A 2005 study estimated that 1.8 million young people had committed violent offences in the previous year, although most offences had not resulted in injury. While there has been much publicity about youth knife and gun violence, attacks in school are rare. It is also questionable if any would have been prevented by security arches.

- In 2003, Luke Walmsley, 14, was stabbed to death during a break in lessons at Lincolnshire’s Birkbeck school, the sort of small, rural secondary where such an attack would be least expected.

- In 2004, a pupil slashed a child’s neck at Waterloo primary school in Ashton-under-Lyne, Lancashire, prompting the school to ban pencil sharpeners.

- And in 2006, 15-year-old Kiyan Prince was murdered with a penknife while trying to break up a fight outside the gates of the London Academy in the north west of the capital. The academy owned two metal detector wands, which were used occasionally, but teachers preferred to rely on intelligence picked up from pupils.

Phil Hearne, who was principal at the time, said he supported security officers on school grounds and the new statutory powers for heads to be able to search pupils. But he had logistical concerns with security arches, saying it would not be possible to scan 1,000 pupils in the 15 minutes before school. Most schools had multiple entrances.

“It isn’t a cure-all,” he said. “We need to understand why youngsters are carrying knives. It’s not a school problem; it’s a societal problem.”

Sir Dexter Hutt, the executive head of a number of Midlands schools, said he was strongly opposed to security arches. “It would be a very unfortunate head who let their school get to that stage, instead of acting proactively earlier.”

Nigel Hoggarth, deputy head of the 1,300-pupil Mayfield School in Portsmouth, said security arches should be a last resort.

John Dunford, general secretary of the Association of School and College Leaders, said headteachers had never asked for security scanners in their schools.

Mick Brookes, general secretary of the National Association of Head Teachers, said: “There is already a fortress mentality. Our primary members wouldn’t see the need to go any further down that path.”

John Bangs, head of education at the National Union of Teachers, said that, while most teachers would not want scanners, for a few, where pupils were known to carry knives, they were a necessary evil.

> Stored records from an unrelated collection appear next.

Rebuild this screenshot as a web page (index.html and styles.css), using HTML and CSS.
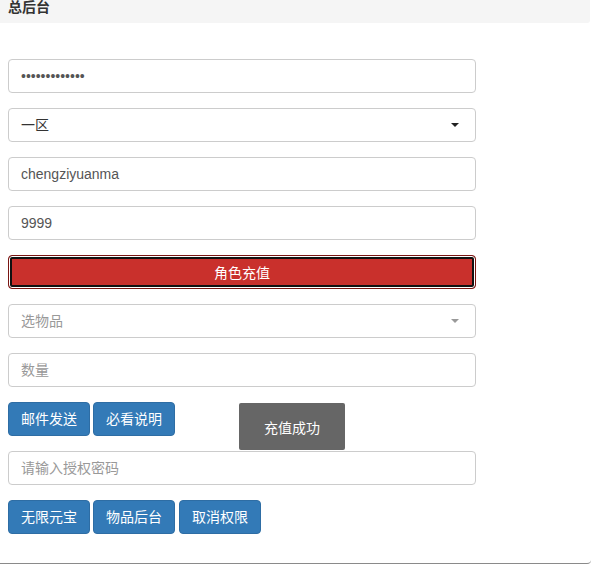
FILE: index.html
```html
<!DOCTYPE html>
<html lang="zh">
<head>
<meta charset="utf-8">
<title>总后台</title>
<link rel="stylesheet" href="styles.css">
</head>
<body>
<div class="panel">
  <div class="panel-heading">总后台</div>
  <div class="panel-body">
    <div class="form-group"><input class="form-control" type="password" value="1234567890123"></div>
    <div class="form-group">
      <div class="select">
        <span>一区</span>
        <span class="caret"></span>
      </div>
    </div>
    <div class="form-group"><input class="form-control" type="text" value="chengziyuanma"></div>
    <div class="form-group"><input class="form-control" type="text" value="9999"></div>
    <div class="form-group"><button class="btn-danger">角色充值</button></div>
    <div class="form-group">
      <div class="select select2">
        <span class="ph">选物品</span>
        <span class="caret caret-gray"></span>
      </div>
    </div>
    <div class="form-group"><input class="form-control" type="text" placeholder="数量"></div>
    <div class="form-group btn-row">
      <button class="btn">邮件发送</button><button class="btn">必看说明</button>
    </div>
    <div class="form-group"><input class="form-control" type="text" placeholder="请输入授权密码"></div>
    <div class="form-group btn-row">
      <button class="btn">无限元宝</button><button class="btn">物品后台</button><button class="btn gap">取消权限</button>
    </div>
  </div>
  <div class="toast">充值成功</div>
</div>
</body>
</html>
```
FILE: styles.css
```css
* { box-sizing: border-box; }
html, body { margin: 0; padding: 0; background: #fff; }
body {
  font-family: "Liberation Sans", "Noto Sans CJK SC", sans-serif;
  font-size: 14px;
  color: #333;
  width: 591px;
  height: 565px;
  overflow: hidden;
}
.panel {
  position: relative;
  width: 591px;
  height: 564px;
  border-bottom: 1px solid #8a8a8a;
  border-bottom-right-radius: 4px;
}
.panel-heading {
  height: 23px;
  background: #f5f5f5;
  font-weight: bold;
  font-size: 14px;
  line-height: 14px;
  padding-left: 8px;
  color: #333;
  border-bottom-right-radius: 3px;
  margin-right: 1px;
}
.panel-body {
  padding: 36px 0 0 8px;
}
.form-group {
  width: 468px;
  margin-bottom: 15px;
}
.form-control, .select {
  display: block;
  width: 468px;
  height: 34px;
  padding: 6px 12px;
  font-family: "Liberation Sans", "Noto Sans CJK SC", sans-serif;
  font-size: 14px;
  line-height: 20px;
  color: #555;
  background: #fff;
  border: 1px solid #ccc;
  border-radius: 4px;
  outline: none;
}
.form-control::placeholder { color: #999; }
.select {
  display: flex;
  align-items: center;
  justify-content: space-between;
  color: #333;
}
.select .ph { color: #999; }
.caret {
  width: 0;
  height: 0;
  border-left: 4px solid transparent;
  border-right: 4px solid transparent;
  border-top: 4px solid #222;
  margin-right: 4px;
}
.caret-gray { border-top-color: #999; }
.btn-danger {
  display: block;
  width: 468px;
  height: 34px;
  font-family: "Liberation Sans", "Noto Sans CJK SC", sans-serif;
  font-size: 14px;
  color: #fff;
  background: #c9302c;
  border: 1px solid #7a1613;
  border-radius: 4px;
  box-shadow: inset 0 0 0 1px #fff, inset 0 0 0 3px #111;
  padding: 0;
}
.btn-row { display: flex; gap: 3px; }
.btn {
  height: 34px;
  padding: 6px 12px;
  font-family: "Liberation Sans", "Noto Sans CJK SC", sans-serif;
  font-size: 14px;
  line-height: 20px;
  color: #fff;
  background: #337ab7;
  border: 1px solid #2e6da4;
  border-radius: 4px;
}
.btn.gap { margin-left: 1px; }
.toast {
  position: absolute;
  left: 239px;
  top: 403px;
  width: 106px;
  height: 47px;
  background: #666;
  color: #fff;
  font-size: 14px;
  border-radius: 2px;
  display: flex;
  align-items: center;
  justify-content: center;
}
```
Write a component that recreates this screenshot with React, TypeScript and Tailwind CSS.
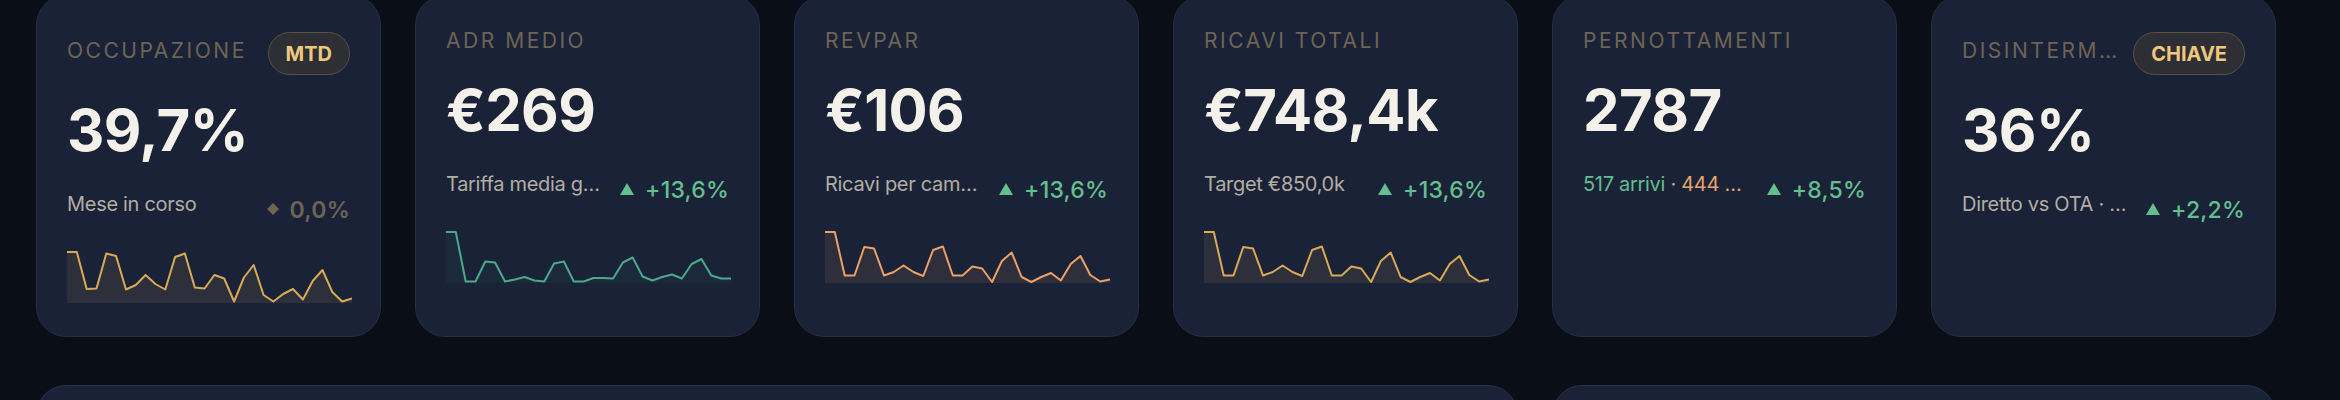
import React from "react";

type Kpi = {
  label: string;
  badge?: string;
  value: string;
  sub: React.ReactNode;
  subClass?: string;
  delta: string;
  trend: "up" | "flat";
  spark?: { data: number[]; color: string; fill: number };
};

const occ = [1, 1, 0.26, 0.27, 0.97, 0.92, 0.25, 0.34, 0.54, 0.36, 0.25, 0.9, 0.97, 0.29, 0.27, 0.54, 0.47, 0.01, 0.49, 0.74, 0.14, 0.01, 0.16, 0.26, 0.05, 0.42, 0.64, 0.2, 0.01, 0.07];
const adr = [1, 1, 0.01, 0.01, 0.41, 0.39, 0.01, 0.05, 0.1, 0.03, 0.01, 0.37, 0.41, 0.01, 0.01, 0.08, 0.08, 0.07, 0.39, 0.49, 0.11, 0.03, 0.1, 0.15, 0.07, 0.36, 0.46, 0.13, 0.07, 0.07];
const rev = [1, 1, 0.13, 0.13, 0.7, 0.67, 0.13, 0.2, 0.33, 0.2, 0.12, 0.64, 0.71, 0.13, 0.13, 0.31, 0.27, 0, 0.42, 0.59, 0.1, 0, 0.1, 0.18, 0.03, 0.36, 0.52, 0.14, 0.01, 0.05];

const kpis: Kpi[] = [
  {
    label: "Occupazione",
    badge: "MTD",
    value: "39,7%",
    sub: "Mese in corso",
    delta: "0,0%",
    trend: "flat",
    spark: { data: occ, color: "#d8aa55", fill: 0.1 },
  },
  {
    label: "ADR medio",
    value: "€269",
    sub: "Tariffa media giornaliera",
    delta: "+13,6%",
    trend: "up",
    spark: { data: adr, color: "#4aa98a", fill: 0.05 },
  },
  {
    label: "RevPAR",
    value: "€106",
    sub: "Ricavi per camera disponibile",
    delta: "+13,6%",
    trend: "up",
    spark: { data: rev, color: "#eba066", fill: 0.1 },
  },
  {
    label: "Ricavi totali",
    value: "€748,4k",
    sub: "Target €850,0k",
    delta: "+13,6%",
    trend: "up",
    spark: { data: rev, color: "#d8aa55", fill: 0.1 },
  },
  {
    label: "Pernottamenti",
    value: "2787",
    sub: (
      <>
        <span className="text-[#62bd8c]">517 arrivi</span>
        <span className="text-[#b3ada4]"> · </span>
        <span>444 partenze</span>
      </>
    ),
    subClass: "text-[#e8a56b]",
    delta: "+8,5%",
    trend: "up",
  },
  {
    label: "Disintermediazione",
    badge: "CHIAVE",
    value: "36%",
    sub: "Diretto vs OTA · quota diretta",
    delta: "+2,2%",
    trend: "up",
  },
];

function Sparkline({ data, color, fill }: { data: number[]; color: string; fill: number }) {
  const w = 285;
  const h = 52;
  const step = w / (data.length - 1);
  const pts = data.map((v, i) => [i * step, 1 + (1 - v) * 50] as const);
  const line = pts.map(([x, y]) => `${x.toFixed(1)},${y.toFixed(1)}`).join(" ");
  const area = `0,${h} ${line} ${w},${h}`;
  return (
    <svg width={w} height={h} viewBox={`0 0 ${w} ${h}`} className="mt-[27px] block">
      <polygon points={area} fill={color} fillOpacity={fill} />
      <polyline points={line} fill="none" stroke={color} strokeWidth={2} strokeLinejoin="round" strokeLinecap="butt" />
    </svg>
  );
}

function KpiCard({ k }: { k: Kpi }) {
  return (
    <div className="flex min-w-0 flex-col rounded-[30px] border border-[#262e45] bg-[#1a2237] px-[30px] pt-[33px] pb-[33px]">
      <div className={`flex items-center justify-between gap-[12px] ${k.badge ? "h-[43px]" : "h-[23px]"}`}>
        <div className="min-w-0 truncate text-[21px] leading-[23px] tracking-[0.12em] text-[#6e6455] uppercase">
          {k.label}
        </div>
        {k.badge && (
          <div className="flex h-[43px] shrink-0 translate-y-[3px] items-center rounded-full border-[1.5px] border-[#5a5143] bg-[#2e2e35] px-[17px] text-[20px] font-bold text-[#ecc97c]">
            {k.badge}
          </div>
        )}
      </div>
      <div className="mt-[29px] text-[58px] leading-[58px] font-bold tracking-[-0.01em] text-[#f4f1ea]">
        {k.value}
      </div>
      <div className="mt-[31px] flex items-start gap-[18px]">
        <div
          className={`min-w-0 flex-1 truncate text-[20px] leading-[28px] tracking-[-0.015em] ${k.subClass ?? "text-[#b3ada4]"}`}
        >
          {k.sub}
        </div>
        <div
          className={`mt-[6px] flex shrink-0 items-center gap-[11px] text-[23px] leading-[28px] font-medium tracking-[0.01em] ${
            k.trend === "up" ? "text-[#62bf8e]" : "text-[#6e6455]"
          }`}
        >
          {k.trend === "up" ? (
            <svg width="14" height="12" viewBox="0 0 14 12" className="-mt-[2px]">
              <polygon points="7,0 14,12 0,12" fill="#62bf8e" />
            </svg>
          ) : (
            <svg width="12" height="12" viewBox="0 0 12 12" className="-mt-[2px]">
              <polygon points="6,0 12,6 6,12 0,6" fill="#6e6455" />
            </svg>
          )}
          <span className={k.trend === "up" ? "" : "font-semibold"}>{k.delta}</span>
        </div>
      </div>
      {k.spark && <Sparkline {...k.spark} />}
    </div>
  );
}

export default function App() {
  return (
    <div
      className="h-[400px] w-[2340px] overflow-hidden bg-[#0a0e17]"
      style={{ fontFamily: "Inter, 'Noto Sans', sans-serif" }}
    >
      <div className="-mt-[5px] ml-[36px] w-[2240px]">
        <div className="grid grid-cols-6 gap-[34px]">
          {kpis.map((k) => (
            <KpiCard key={k.label} k={k} />
          ))}
        </div>
        <div className="mt-[48px] grid grid-cols-6 gap-[34px]">
          <div className="col-span-4 h-[240px] rounded-[30px] border border-[#29324b] bg-[#1a2237]" />
          <div className="col-span-2 h-[240px] rounded-[30px] border border-[#29324b] bg-[#1a2237]" />
        </div>
      </div>
    </div>
  );
}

Teachers on The TES online forum said schools were already seen as violent centres by their inner-city communities. No number of metal detectors would stop weapons being smuggled in, they said. “Stab vests will soon be part of uniform, as no one is prepared to take the bold steps to tackle the pandemic of delinquency in inner city schools,” said one.

But others were sceptical of the proposal. One said: “I regard the announcement of airport-style detectors as a ludicrous example of political spin and headline-grabbing by a Government led by news headlines, not principles.”

PUPILS SIGN HEADTEACHER’S PLEDGE NOT TO CARRY WEAPONS

Staff at Southfields Community College in south London will occasionally surprise pupils with hand-held metal detectors, randomly scanning them for knives and other weapons.

“If you have anything on you that you shouldn’t have, you might like to give it to us,” the pupils are told.” Red-faced pupils will pull out a pack of cigarettes.

Youths have been murdered around the south London borough of Wandsworth in recent years. Police have identified active gangs such as the Tooting Gang, the Wandsworth Terror Zone and Wandsworth Man Dem. James Smartt-Ford, 16, was gunned down at Streatham ice rink last year, and Eugene Attram, 16, was stabbed to death in a brawl a year earlier. Yet in the nine years that Jacqueline Valin (above) has been head at Southfields, she has excluded only two pupils for carrying knives. She said that the first step towards having a safe school was to work with the pupils and the community. As a sports college, Southfields tries to substitute the camaraderie of team work for the perceived comfort of gangs.

A community police officer teaches PSHE and most of the 1,300 pupils have signed a pledge not to carry knives. “My aim is for children to feel safe and secure and can learn,” said Ms Valin. She said it would be too expensive to put arches and staff at three entrances. “But if I had a serious problem with knives on site, I’d consider it,” she said.